ELF Shared Library Injection Forensics - luu
http://backtrace.io/blog/blog/2016/04/22/elf-shared-library-injection-forensics/
======
loeg
> We cannot rule out possible infection methods, but it is highly unlikely
> that attackers will reliably insert a phony DT_NEEDED entry that is
> contiguous with the ones generated by the linker.

It seems pretty trivial to delete the DT_DEBUG entry, shift the entries in
front of it forward by one, and then add a (now contiguous) DT_NEEDED entry.
That shouldn't affect the offset of the GOT/PLT segment.

Edit: The Saruman backdoor injection detection at the end seems pretty
simplistic too. E.g. on FreeBSD you could arrive at the same data with just
`procstat -kk pid_of_host`.

------
elfmaster
Yes, you have made a good point.
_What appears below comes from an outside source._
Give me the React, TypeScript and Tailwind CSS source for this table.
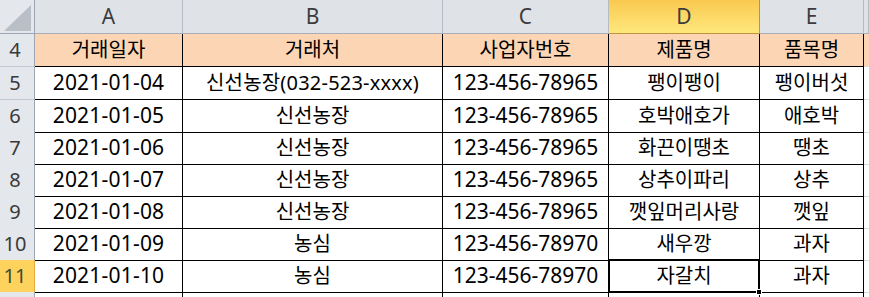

You could delete DT_DEBUG and shift the
entries forward by one. However this would also likely open up another door
for heuristics, since having no DT_DEBUG entry is suspicious. As far as
procstat goes; the real point that was being conveyed shown in the bottom
pane: "Unknown shared object:", the stack frame information was just a side
note. In the blog post I didn't make this very clear though since I only
pointed out the pane with the stack frames. Thank you.